Not nice looking: some comments are clearly fit-finish related, but that is exactly why they wanted kickstarter funds to use professional woodshop and steel cutting. One can certainly see in the video that there is some “lack of smoothness” of the steel from the hand-finishing. Some comments could be related to the aesthetics of the design, which I find quite clean and reminiscent of mid-century-modern and Jakob-Jensen:
http://www.moma.org/collection/browse_results.php?criteria=O%3AAD%3AE%3A2909&page_number=&template_id=6&sort_order=1
Price: Some people are offended when a product costs much more then the “parts cost” of the assembled materials. As a business, these guys still make a loss if their income from the project doesn’t also cover the cost of all the prototype materials, and I suspect they might like to be compensated for their time too.
The actuator/exciter being used is available in bulk for $35.50/pair,(www.tectonicelements.com) and reasonably clear alder is selling where I am for about $5 a board-foot in that thickness. They are using solid planks, so they will need to be very selective about buying boards only of adequate width, there will still be a bunch of the wood that they will have to cull because of knots, checking, splits, or wany-edge. Wood moves. By using whole boards they need the wood to be cut in a particular way in relation to the growth rings so that changes in humidity don’t break the speakers. Finishing costs money – The lacquer on wood furniture from Target uses the same mass of resin per unit area as the furniture from Bo Concept, but the latter has a niceness of appearance and feel from the multi-step application and buffing that the former can’t match.
Audio circuits never sound the same laid out on a breadboard as they do on a proper circuit board, so there is a lot of trial and error (and parts purchases, and re-etching) involved in getting from design to production,

There are many reasons why I would not choose to mill a speaker box out of a chunk of solid alder. But it is really nice to have something so elemental as part of your everyday environment. There are many reasons why I would not choose a bent panel of stainless for a loudspeaker diaphragm. But I’d also say there are probably many worse choices in terms of sound quality at the same price in retail stores near you.


#11

The price is not unreasonable in light of the materials and them being made in America, but whether its reasonable in light of the sound remains to be seen, and, though a frequency plot in itself doesn’t tell you everything, its really the only thing you can judge from without hearing them in person, and they didn’t post one.


#12

I’ll stick with my B&Ws, because I like nice music.


#13

Well, remains to be heard, at any rate. And no matter how fancy-looking, no matter what brand, no matter what exotic or space-age materials, I’m never spending more than $100 on speakers without hearing them first.


#14

Given the material in use for the diaphragm it is far to tempting to respond:
“nice music”, as opposed to “heavy metal”?
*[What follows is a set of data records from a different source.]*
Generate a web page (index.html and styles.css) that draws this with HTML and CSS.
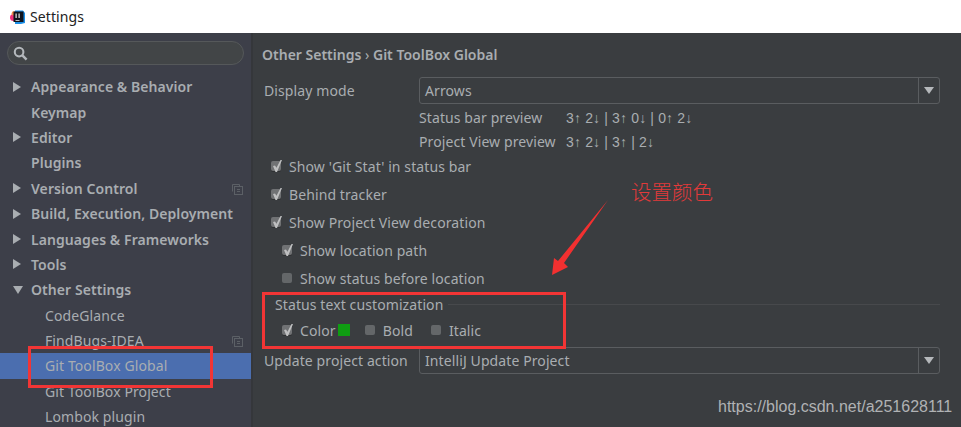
FILE: index.html
```html
<!DOCTYPE html>
<html lang="en">
<head>
    <meta charset="UTF-8">
    <title>Settings</title>
    <link rel="stylesheet" href="styles.css">
</head>
<body>
<div class="window">
    <div class="titlebar">
        <svg class="app-icon" viewBox="0 0 15 14">
            <circle cx="3.6" cy="7.5" r="3.6" fill="#f0307a"/>
            <circle cx="3.8" cy="3.4" r="2.2" fill="#f08a4b"/>
            <path d="M5 0.5 H13 L15 3 V13 L11 14 H5 Z" fill="#1b8fe8"/>
            <rect x="3.5" y="1.5" width="10" height="10.5" fill="#10131c"/>
            <rect x="5.5" y="3.5" width="1.2" height="4.5" fill="#e8e8e8"/>
            <rect x="8.5" y="3.5" width="1.2" height="4.5" fill="#e8e8e8"/>
            <rect x="5.5" y="10" width="4" height="0.8" fill="#e8e8e8"/>
        </svg>
        <span class="title">Settings</span>
    </div>
    <div class="content">
        <aside class="sidebar">
            <div class="search">
                <svg class="search-icon" viewBox="0 0 16 16">
                    <circle cx="6.5" cy="6.5" r="4.6" fill="none" stroke="#b4b8bc" stroke-width="2.2"/>
                    <path d="M10 10 L14.5 14.5" stroke="#b4b8bc" stroke-width="2.6"/>
                </svg>
            </div>
            <ul class="tree">
                <li class="node bold"><span class="arrow right"></span>Appearance &amp; Behavior</li>
                <li class="node bold"><span class="arrow"></span>Keymap</li>
                <li class="node bold"><span class="arrow right"></span>Editor</li>
                <li class="node bold"><span class="arrow"></span>Plugins</li>
                <li class="node bold"><span class="arrow right"></span>Version Control
                    <svg class="copy-icon" viewBox="0 0 11 11">
                        <path d="M0.5 7.5 V0.5 H7.5 V2.5" fill="none" stroke="#5c6066"/>
                        <rect x="2.5" y="2.5" width="8" height="8" fill="none" stroke="#5c6066"/>
                        <path d="M5 5.5 H8 M5 7.5 H8" stroke="#5c6066"/>
                    </svg>
                </li>
                <li class="node bold"><span class="arrow right"></span>Build, Execution, Deployment</li>
                <li class="node bold"><span class="arrow right"></span>Languages &amp; Frameworks</li>
                <li class="node bold"><span class="arrow right"></span>Tools</li>
                <li class="node bold"><span class="arrow down"></span>Other Settings</li>
                <li class="node child">CodeGlance</li>
                <li class="node child">FindBugs-IDEA
                    <svg class="copy-icon" viewBox="0 0 11 11">
                        <path d="M0.5 7.5 V0.5 H7.5 V2.5" fill="none" stroke="#5c6066"/>
                        <rect x="2.5" y="2.5" width="8" height="8" fill="none" stroke="#5c6066"/>
                        <path d="M5 5.5 H8 M5 7.5 H8" stroke="#5c6066"/>
                    </svg>
                </li>
                <li class="node child selected">Git ToolBox Global</li>
                <li class="node child">Git ToolBox Project</li>
                <li class="node child">Lombok plugin</li>
            </ul>
        </aside>
        <main class="panel">
            <div class="crumbs">Other Settings <span class="sep">›</span> Git ToolBox Global</div>
            <div class="form-row">
                <label class="form-label">Display mode</label>
                <div class="combo"><span class="combo-text">Arrows</span><span class="combo-btn"><span class="combo-arrow"></span></span></div>
            </div>
            <div class="preview">
                <div class="preview-row"><span class="preview-label">Status bar preview</span><span class="preview-value">3↑ 2↓ | 3↑ 0↓ | 0↑ 2↓</span></div>
                <div class="preview-row"><span class="preview-label">Project View preview</span><span class="preview-value">3↑ 2↓ | 3↑ | 2↓</span></div>
            </div>
            <div class="checks">
                <div class="check on">Show 'Git Stat' in status bar</div>
                <div class="check on">Behind tracker</div>
                <div class="check on">Show Project View decoration</div>
                <div class="check on nested">Show location path</div>
                <div class="check nested">Show status before location</div>
            </div>
            <div class="group-title"><span>Status text customization</span></div>
            <div class="style-row">
                <div class="check on">Color<span class="swatch"></span></div>
                <div class="check">Bold</div>
                <div class="check">Italic</div>
            </div>
            <div class="form-row update-row">
                <label class="form-label">Update project action</label>
                <div class="combo"><span class="combo-text">IntelliJ Update Project</span><span class="combo-btn"><span class="combo-arrow"></span></span></div>
            </div>
        </main>
    </div>

    <!-- annotations drawn over the screenshot -->
    <div class="mark mark-tree"></div>
    <div class="mark mark-group"></div>
    <svg class="pointer" viewBox="0 0 961 427">
        <polygon points="608,200 564,263 568,267 552,275 554,258 558,261" fill="#f23030"/>
    </svg>
    <div class="note">设置颜色</div>
    <div class="watermark">https://blog.csdn.net/a251628111</div>
</div>
</body>
</html>
```

FILE: styles.css
```css
* {
    box-sizing: border-box;
}
html, body {
    margin: 0;
    padding: 0;
}
body {
    font-family: "Noto Sans", "Open Sans", sans-serif;
    font-size: 14px;
    letter-spacing: 0.1px;
    color: #a9adb1;
    background: #3a3d40;
}
.window {
    position: relative;
    width: 961px;
    height: 427px;
    overflow: hidden;
}
.titlebar {
    height: 33px;
    background: #fff;
    display: flex;
    align-items: center;
    padding-left: 10px;
    gap: 5px;
}
.app-icon {
    width: 15px;
    height: 14px;
}
.title {
    color: #222;
    font-size: 14px;
}
.content {
    display: flex;
    height: 394px;
}
.sidebar {
    width: 253px;
    background: #3d3f49;
    border-right: 2px solid #35373b;
    flex: none;
    padding-top: 8px;
}
.search {
    margin: 0 7px;
    height: 24px;
    border: 1px solid #55585a;
    border-radius: 12px;
    background: #424547;
    display: flex;
    align-items: center;
    padding-left: 5px;
}
.search-icon {
    width: 15px;
    height: 15px;
}
.tree {
    list-style: none;
    margin: 9px 0 0;
    padding: 0;
}
.node {
    position: relative;
    height: 25.4px;
    line-height: 25px;
    display: flex;
    align-items: center;
    white-space: nowrap;
}
.bold {
    font-weight: 600;
    letter-spacing: 0.07px;
    padding-left: 13px;
}
.child {
    padding-left: 45px;
}
.selected {
    background: #4b6eaf;
}
.arrow {
    width: 18px;
    flex: none;
    display: block;
    height: 10px;
}
.arrow.right {
    width: 0;
    height: 0;
    margin-right: 10px;
    border-left: 8px solid #a9adb1;
    border-top: 5px solid transparent;
    border-bottom: 5px solid transparent;
}
.arrow.down {
    width: 0;
    height: 0;
    margin-right: 8px;
    border-top: 8px solid #a9adb1;
    border-left: 5px solid transparent;
    border-right: 5px solid transparent;
}
.copy-icon {
    width: 11px;
    height: 11px;
    position: absolute;
    left: 232px;
    top: 8px;
}
.panel {
    flex: 1;
    padding: 12px 21px 0 9px;
}
.crumbs {
    font-weight: 600;
    letter-spacing: 0;
    height: 20px;
    line-height: 20px;
}
.sep {
    font-weight: 400;
}
.form-row {
    display: flex;
    align-items: center;
    height: 27px;
    margin-top: 12px;
    margin-left: 2px;
}
.form-label {
    width: 155px;
    flex: none;
}
.combo {
    flex: 1;
    height: 27px;
    border: 1px solid #5a5d60;
    border-radius: 3px;
    display: flex;
    align-items: center;
    padding-left: 5px;
}
.combo-text {
    flex: 1;
}
.combo-btn {
    width: 21px;
    height: 100%;
    border-left: 1px solid #5a5d60;
    display: flex;
    align-items: center;
    justify-content: center;
}
.combo-arrow {
    width: 0;
    height: 0;
    border-top: 7px solid #b5b8bb;
    border-left: 5px solid transparent;
    border-right: 5px solid transparent;
}
.preview {
    margin-left: 157px;
    margin-top: 2px;
}
.preview-row {
    display: flex;
    height: 24px;
    line-height: 24px;
    white-space: nowrap;
}
.preview-label {
    width: 147px;
    flex: none;
}
.preview-value {
    font-family: "Liberation Sans", sans-serif;
    letter-spacing: 0.15px;
}
.checks {
    margin-top: -2px;
    padding-left: 9px;
}
.check {
    position: relative;
    display: flex;
    align-items: center;
    height: 28px;
    white-space: nowrap;
}
.check::before {
    content: "";
    width: 10px;
    height: 10px;
    margin-right: 8px;
    border-radius: 2px;
    background: #646769;
    flex: none;
}
.check.on::before {
    background: #707274;
    box-shadow: 0 1px 0 #2e3032;
}
.check.on::after {
    content: "";
    position: absolute;
    left: 1px;
    top: 50%;
    width: 10px;
    height: 12px;
    margin-top: -6px;
    background: #bebfc0;
    clip-path: polygon(10% 50%, 30% 45%, 45% 65%, 85% 0, 100% 0, 50% 100%, 35% 100%);
}
.nested {
    margin-left: 11px;
}
.group-title {
    display: flex;
    align-items: center;
    gap: 5px;
    height: 25px;
    margin-left: 13px;
}
.group-title::after {
    content: "";
    flex: 1;
    height: 1px;
    background: #47494c;
}
.style-row {
    display: flex;
    align-items: center;
    gap: 15px;
    height: 26px;
    padding-left: 20px;
}
.swatch {
    width: 12px;
    height: 12px;
    background: #0f9d12;
    margin-left: 2px;
}
.style-row .check:last-child {
    margin-left: 3px;
}
.update-row {
    margin-top: 4px;
}

/* red marks on top of the picture */
.mark {
    position: absolute;
    border: 3px solid #f23535;
}
.mark-tree {
    left: 28px;
    top: 346px;
    width: 185px;
    height: 42px;
}
.mark-group {
    left: 262px;
    top: 292px;
    width: 304px;
    height: 57px;
}
.pointer {
    position: absolute;
    left: 0;
    top: 0;
    width: 961px;
    height: 427px;
}
.note {
    position: absolute;
    left: 631px;
    top: 176px;
    color: #e23a3a;
    font-family: "Noto Sans CJK SC", sans-serif;
    font-size: 20.5px;
    font-weight: 300;
    line-height: 30px;
    letter-spacing: 0;
}
.watermark {
    position: absolute;
    left: 718px;
    top: 398px;
    color: #b0b2b4;
    font-family: "Liberation Sans", sans-serif;
    font-size: 16px;
    line-height: 18px;
    letter-spacing: 0;
}
```
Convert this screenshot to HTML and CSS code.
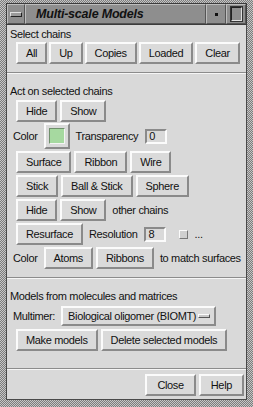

But seriously, one can’t go wrong with B&W in any price range in terms of the sound quality. I’ve snapped up many pairs of DM series from charity-shops, spent the $20 on the needed tweeter diaphragm that put them there, and then passed them on at cost to appreciative friends.


#15

Inherited a pair of DA2s from a flatmate about 15 years ago. They’re almost as old as me, and I love them (and heavy metal, natch).


#16

There, um, might be a reason why they are for ‘people who like nice things’ rather than ‘people who like nice sounds’…

To be sure, there are more and less elegant speaker designs in the world; but it’s virtually impossible to beat having plenty of volume to work with, along with case materials that would stop a bullet, much less an undesired vibration. Such hardware tends to suffer low WAF, though.


#17

My idea of a nice sound system…

http://www.cathodecorner.com/loudbike/

Of course, it’s my bike.


#18

You sir, are a champion!


#19

You can never have too many amplifiers. Or speakers.


#20

Seems to me that “nice”, even when not used sarcastically, is generally a pretty mild approval.